Objective — Print all of the lines exactly. Any picture among them stays out.

■ ■ ■ ■ ■

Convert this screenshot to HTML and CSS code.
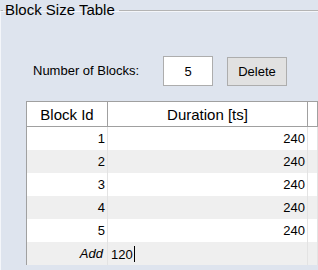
FILE: index.html
```html
<!DOCTYPE html>
<html>
<head>
  <link rel="stylesheet" href="styles.css">
</head>
<body>

  <fieldset class="group">
    <legend>Block Size Table</legend>

    <div class="controls">
      <label for="blockCount">Number of Blocks:</label>
      <input type="text" id="blockCount" value="5">
      <button class="delete-button">Delete</button>
    </div>

    <table id="blockTable">
      <thead>
        <tr>
          <th class="col-id">Block Id</th>
          <th class="col-duration">Duration [ts]</th>
          <th class="col-extra"></th>
        </tr>
      </thead>
      <tbody>
        <tr><td class="num">1</td><td class="num">240</td><td></td></tr>
        <tr><td class="num">2</td><td class="num">240</td><td></td></tr>
        <tr><td class="num">3</td><td class="num">240</td><td></td></tr>
        <tr><td class="num">4</td><td class="num">240</td><td></td></tr>
        <tr><td class="num">5</td><td class="num">240</td><td></td></tr>
        <tr class="add-row">
          <td class="num add-label">Add</td>
          <td class="add-value">120<span class="caret"></span></td>
          <td></td>
        </tr>
      </tbody>
    </table>
  </fieldset>

</body>
</html>
```

FILE: styles.css
```css
body {
  margin: 0;
  background-color: #dee4ee;
  font-family: "Liberation Sans", Arial, sans-serif;
  font-size: 13px;
  color: #000;
  overflow: hidden;
  height: 270px;
}
.group {
  box-sizing: border-box;
  margin: 2px 0 0 0;
  padding: 0;
  width: 100%;
  height: 268px;
  border: none;
  border-top: 1px solid #b4b4b4;
  border-left: 1px solid #f4f6fa;
  box-shadow: inset 0 1px 0 #f4f6fa;
  overflow: hidden;
}
.group legend {
  margin-left: 2px;
  padding: 0 4px 0 2px;
  line-height: 16px;
  font-size: 15px;
}
.controls {
  display: flex;
  align-items: flex-end;
  height: 30px;
  margin: 38px 0 0 32px;
}
.controls label {
  width: 130px;
  align-self: center;
  padding-bottom: 1px;
}
.controls input {
  box-sizing: border-box;
  width: 50px;
  height: 30px;
  border: 1px solid #adadad;
  background-color: #fff;
  font-family: inherit;
  font-size: 13px;
  text-align: center;
  padding: 0;
  margin: 0 14px 0 0;
}
.delete-button {
  box-sizing: border-box;
  width: 60px;
  height: 29px;
  border: 1px solid #adadad;
  background-color: #e1e1e1;
  font-family: inherit;
  font-size: 13px;
  color: #000;
  padding: 0;
}
table {
  border-collapse: collapse;
  margin: 15px 0 0 25px;
  table-layout: fixed;
  width: 292px;
}
th {
  height: 24px;
  padding: 0;
  font-weight: normal;
  font-size: 15px;
  background-color: #fff;
  border-top: 1px solid #a0a0a0;
  border-bottom: 1px solid #a0a0a0;
  border-right: 1px solid #a0a0a0;
}
th.col-id {
  width: 80px;
  border-left: 1px solid #a0a0a0;
}
th.col-duration {
  width: 199px;
}
td {
  height: 23px;
  padding: 0 2px;
  border-right: 1px solid #e3e3e3;
  background-color: #fff;
}
td:first-child {
  border-left: 1px solid #a0a0a0;
}
tbody tr:nth-child(even) td {
  background-color: #efefef;
}
.num {
  text-align: right;
}
.add-label {
  font-style: italic;
  padding-right: 4px;
}
.add-value {
  padding-left: 3px;
}
.caret {
  display: inline-block;
  width: 1px;
  height: 16px;
  background-color: #000;
  vertical-align: -3px;
  margin-left: 1px;
}
```
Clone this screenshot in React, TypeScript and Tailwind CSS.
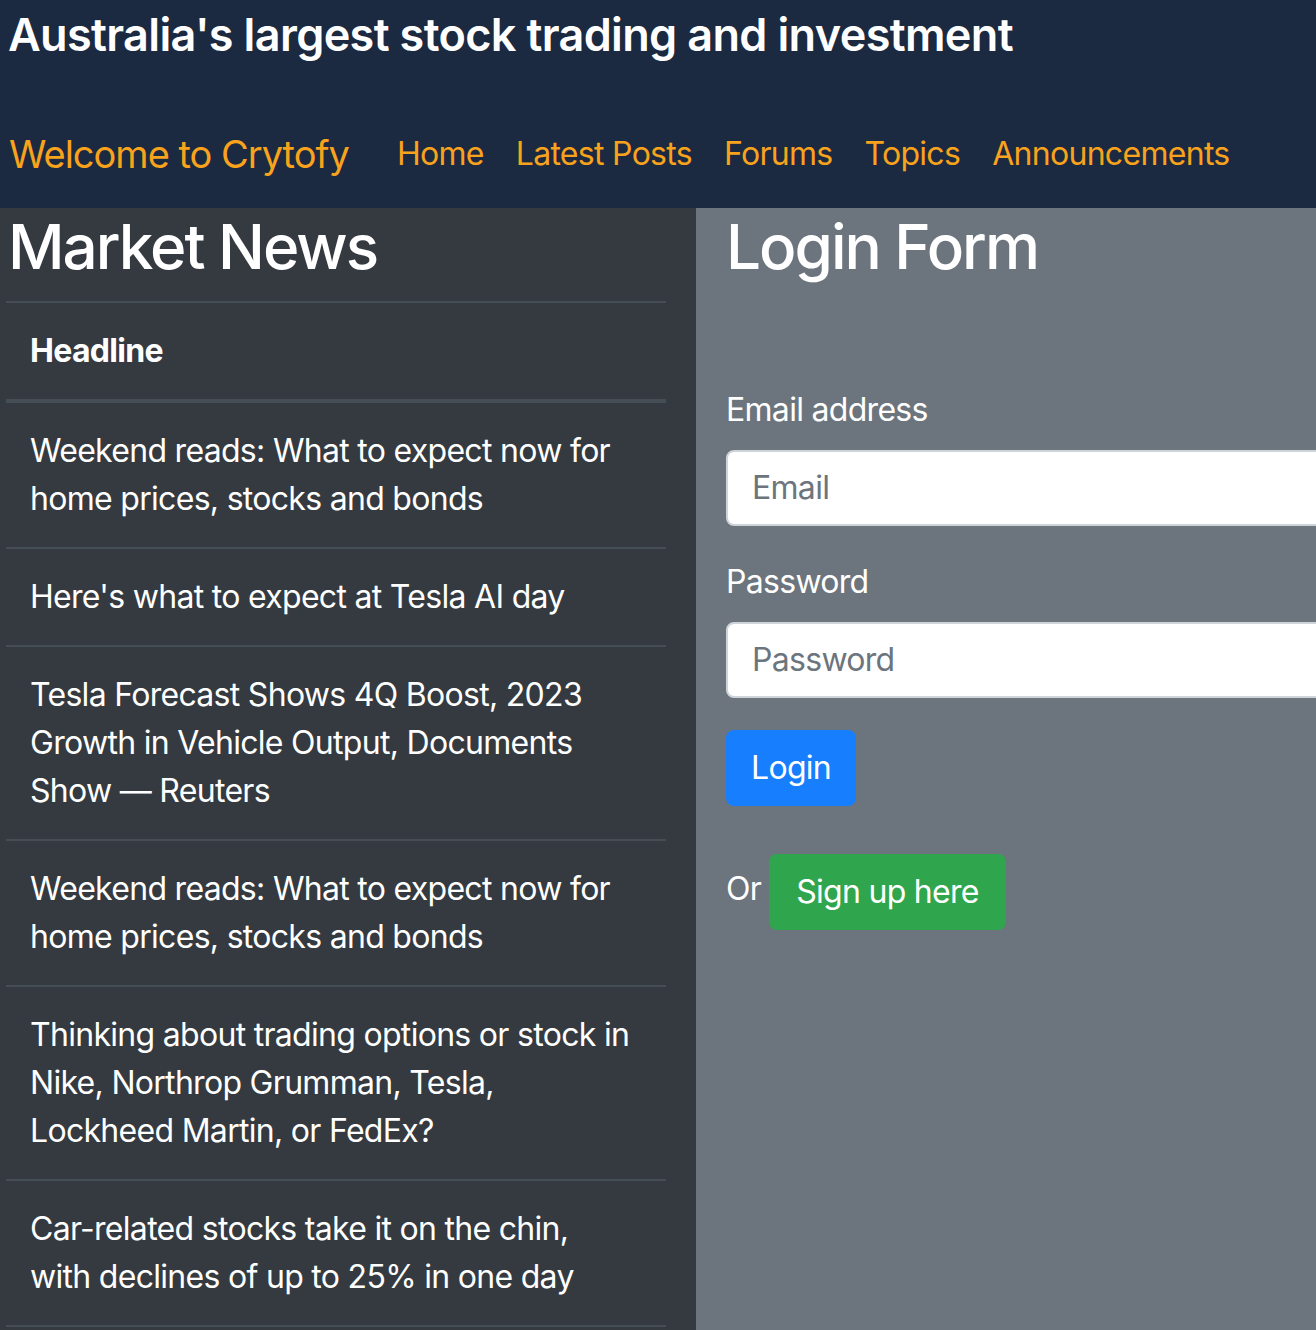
import React from "react";

const news = [
  "Weekend reads: What to expect now for home prices, stocks and bonds",
  "Here's what to expect at Tesla AI day",
  "Tesla Forecast Shows 4Q Boost, 2023 Growth in Vehicle Output, Documents Show — Reuters",
  "Weekend reads: What to expect now for home prices, stocks and bonds",
  "Thinking about trading options or stock in Nike, Northrop Grumman, Tesla, Lockheed Martin, or FedEx?",
  "Car-related stocks take it on the chin, with declines of up to 25% in one day",
];

export default function App() {
  return (
    <div
      className="w-[1316px] h-[1330px] overflow-hidden text-white"
      style={{ fontFamily: "Inter, 'Noto Sans', sans-serif" }}
    >
      <header className="bg-[#1b2a41] h-[208px] pl-[8px]">
        <h5 className="text-[45px] leading-[52px] font-semibold tracking-[-0.65px] pt-[9px] m-0">
          Australia's largest stock trading and investment
        </h5>
        <nav className="flex items-center mt-[63px] pl-[1px]">
          <span className="text-[38px] leading-[60px] tracking-[-1px] text-[#f9a21b] mr-[32px]">
            Welcome to Crytofy
          </span>
          {["Home", "Latest Posts", "Forums", "Topics", "Announcements"].map((l) => (
            <a key={l} className="text-[32px] leading-[48px] tracking-[-0.7px] text-[#f9a21b] px-[16px]">
              {l}
            </a>
          ))}
        </nav>
      </header>
      <div className="flex h-[1122px]">
        <div className="w-[696px] shrink-0 bg-[#343a40] pl-[6px]">
          <h2 className="text-[62px] leading-[77px] font-medium tracking-[-2px] mb-[16px] pl-[2px]">Market News</h2>
          <div className="w-[660px] text-[32px] leading-[48px] tracking-[-0.7px]">
            <div className="border-t-2 border-b-4 border-[#454d55] p-[24px] font-bold">Headline</div>
            {news.map((n, i) => (
              <div key={i} className="border-b-2 border-[#454d55] p-[24px] pr-[32px]">
                {n}
              </div>
            ))}
          </div>
        </div>
        <div className="flex-1 min-w-0 overflow-hidden bg-[#6c757d] pl-[30px]">
          <h2 className="text-[62px] leading-[77px] font-medium tracking-[-2px]">Login Form</h2>
          <div className="mt-[101px] text-[32px] leading-[48px] tracking-[-0.7px]">
            <label className="block mb-[16px]">Email address</label>
            <div className="h-[76px] w-[700px] bg-white border-2 border-[#ced4da] rounded-[8px] px-[24px] flex items-center text-[#6c757d]">
              Email
            </div>
            <label className="block mt-[32px] mb-[16px]">Password</label>
            <div className="h-[76px] w-[700px] bg-white border-2 border-[#ced4da] rounded-[8px] px-[24px] flex items-center text-[#6c757d]">
              Password
            </div>
            <div className="mt-[32px] inline-block bg-[#177efe] rounded-[8px] px-[25px] py-[14px] leading-[48px]">
              Login
            </div>
            <div className="flex items-center mt-[48px]">
              <span className="mr-[8px] -mt-[6px]">Or</span>
              <div className="bg-[#2fa64d] rounded-[8px] px-[27px] py-[14px] leading-[48px]">
                Sign up here
              </div>
            </div>
          </div>
        </div>
      </div>
    </div>
  );
}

■ ■ ■ ■ ■

Response —
Convert this screenshot to HTML and CSS code.
FILE: index.html
```html
<!DOCTYPE html>
<html>
<head>
  <link rel="stylesheet" href="styles.css">
</head>
<body>

  <fieldset class="group">
    <legend>Block Size Table</legend>

    <div class="controls">
      <label for="blockCount">Number of Blocks:</label>
      <input type="text" id="blockCount" value="5">
      <button class="delete-button">Delete</button>
    </div>

    <table id="blockTable">
      <thead>
        <tr>
          <th class="col-id">Block Id</th>
          <th class="col-duration">Duration [ts]</th>
          <th class="col-extra"></th>
        </tr>
      </thead>
      <tbody>
        <tr><td class="num">1</td><td class="num">240</td><td></td></tr>
        <tr><td class="num">2</td><td class="num">240</td><td></td></tr>
        <tr><td class="num">3</td><td class="num">240</td><td></td></tr>
        <tr><td class="num">4</td><td class="num">240</td><td></td></tr>
        <tr><td class="num">5</td><td class="num">240</td><td></td></tr>
        <tr class="add-row">
          <td class="num add-label">Add</td>
          <td class="add-value">120<span class="caret"></span></td>
          <td></td>
        </tr>
      </tbody>
    </table>
  </fieldset>

</body>
</html>
```

FILE: styles.css
```css
body {
  margin: 0;
  background-color: #dee4ee;
  font-family: "Liberation Sans", Arial, sans-serif;
  font-size: 13px;
  color: #000;
  overflow: hidden;
  height: 270px;
}
.group {
  box-sizing: border-box;
  margin: 2px 0 0 0;
  padding: 0;
  width: 100%;
  height: 268px;
  border: none;
  border-top: 1px solid #b4b4b4;
  border-left: 1px solid #f4f6fa;
  box-shadow: inset 0 1px 0 #f4f6fa;
  overflow: hidden;
}
.group legend {
  margin-left: 2px;
  padding: 0 4px 0 2px;
  line-height: 16px;
  font-size: 15px;
}
.controls {
  display: flex;
  align-items: flex-end;
  height: 30px;
  margin: 38px 0 0 32px;
}
.controls label {
  width: 130px;
  align-self: center;
  padding-bottom: 1px;
}
.controls input {
  box-sizing: border-box;
  width: 50px;
  height: 30px;
  border: 1px solid #adadad;
  background-color: #fff;
  font-family: inherit;
  font-size: 13px;
  text-align: center;
  padding: 0;
  margin: 0 14px 0 0;
}
.delete-button {
  box-sizing: border-box;
  width: 60px;
  height: 29px;
  border: 1px solid #adadad;
  background-color: #e1e1e1;
  font-family: inherit;
  font-size: 13px;
  color: #000;
  padding: 0;
}
table {
  border-collapse: collapse;
  margin: 15px 0 0 25px;
  table-layout: fixed;
  width: 292px;
}
th {
  height: 24px;
  padding: 0;
  font-weight: normal;
  font-size: 15px;
  background-color: #fff;
  border-top: 1px solid #a0a0a0;
  border-bottom: 1px solid #a0a0a0;
  border-right: 1px solid #a0a0a0;
}
th.col-id {
  width: 80px;
  border-left: 1px solid #a0a0a0;
}
th.col-duration {
  width: 199px;
}
td {
  height: 23px;
  padding: 0 2px;
  border-right: 1px solid #e3e3e3;
  background-color: #fff;
}
td:first-child {
  border-left: 1px solid #a0a0a0;
}
tbody tr:nth-child(even) td {
  background-color: #efefef;
}
.num {
  text-align: right;
}
.add-label {
  font-style: italic;
  padding-right: 4px;
}
.add-value {
  padding-left: 3px;
}
.caret {
  display: inline-block;
  width: 1px;
  height: 16px;
  background-color: #000;
  vertical-align: -3px;
  margin-left: 1px;
}
```
Clone this screenshot in React, TypeScript and Tailwind CSS.
import React from "react";

const news = [
  "Weekend reads: What to expect now for home prices, stocks and bonds",
  "Here's what to expect at Tesla AI day",
  "Tesla Forecast Shows 4Q Boost, 2023 Growth in Vehicle Output, Documents Show — Reuters",
  "Weekend reads: What to expect now for home prices, stocks and bonds",
  "Thinking about trading options or stock in Nike, Northrop Grumman, Tesla, Lockheed Martin, or FedEx?",
  "Car-related stocks take it on the chin, with declines of up to 25% in one day",
];

export default function App() {
  return (
    <div
      className="w-[1316px] h-[1330px] overflow-hidden text-white"
      style={{ fontFamily: "Inter, 'Noto Sans', sans-serif" }}
    >
      <header className="bg-[#1b2a41] h-[208px] pl-[8px]">
        <h5 className="text-[45px] leading-[52px] font-semibold tracking-[-0.65px] pt-[9px] m-0">
          Australia's largest stock trading and investment
        </h5>
        <nav className="flex items-center mt-[63px] pl-[1px]">
          <span className="text-[38px] leading-[60px] tracking-[-1px] text-[#f9a21b] mr-[32px]">
            Welcome to Crytofy
          </span>
          {["Home", "Latest Posts", "Forums", "Topics", "Announcements"].map((l) => (
            <a key={l} className="text-[32px] leading-[48px] tracking-[-0.7px] text-[#f9a21b] px-[16px]">
              {l}
            </a>
          ))}
        </nav>
      </header>
      <div className="flex h-[1122px]">
        <div className="w-[696px] shrink-0 bg-[#343a40] pl-[6px]">
          <h2 className="text-[62px] leading-[77px] font-medium tracking-[-2px] mb-[16px] pl-[2px]">Market News</h2>
          <div className="w-[660px] text-[32px] leading-[48px] tracking-[-0.7px]">
            <div className="border-t-2 border-b-4 border-[#454d55] p-[24px] font-bold">Headline</div>
            {news.map((n, i) => (
              <div key={i} className="border-b-2 border-[#454d55] p-[24px] pr-[32px]">
                {n}
              </div>
            ))}
          </div>
        </div>
        <div className="flex-1 min-w-0 overflow-hidden bg-[#6c757d] pl-[30px]">
          <h2 className="text-[62px] leading-[77px] font-medium tracking-[-2px]">Login Form</h2>
          <div className="mt-[101px] text-[32px] leading-[48px] tracking-[-0.7px]">
            <label className="block mb-[16px]">Email address</label>
            <div className="h-[76px] w-[700px] bg-white border-2 border-[#ced4da] rounded-[8px] px-[24px] flex items-center text-[#6c757d]">
              Email
            </div>
            <label className="block mt-[32px] mb-[16px]">Password</label>
            <div className="h-[76px] w-[700px] bg-white border-2 border-[#ced4da] rounded-[8px] px-[24px] flex items-center text-[#6c757d]">
              Password
            </div>
            <div className="mt-[32px] inline-block bg-[#177efe] rounded-[8px] px-[25px] py-[14px] leading-[48px]">
              Login
            </div>
            <div className="flex items-center mt-[48px]">
              <span className="mr-[8px] -mt-[6px]">Or</span>
              <div className="bg-[#2fa64d] rounded-[8px] px-[27px] py-[14px] leading-[48px]">
                Sign up here
              </div>
            </div>
          </div>
        </div>
      </div>
    </div>
  );
}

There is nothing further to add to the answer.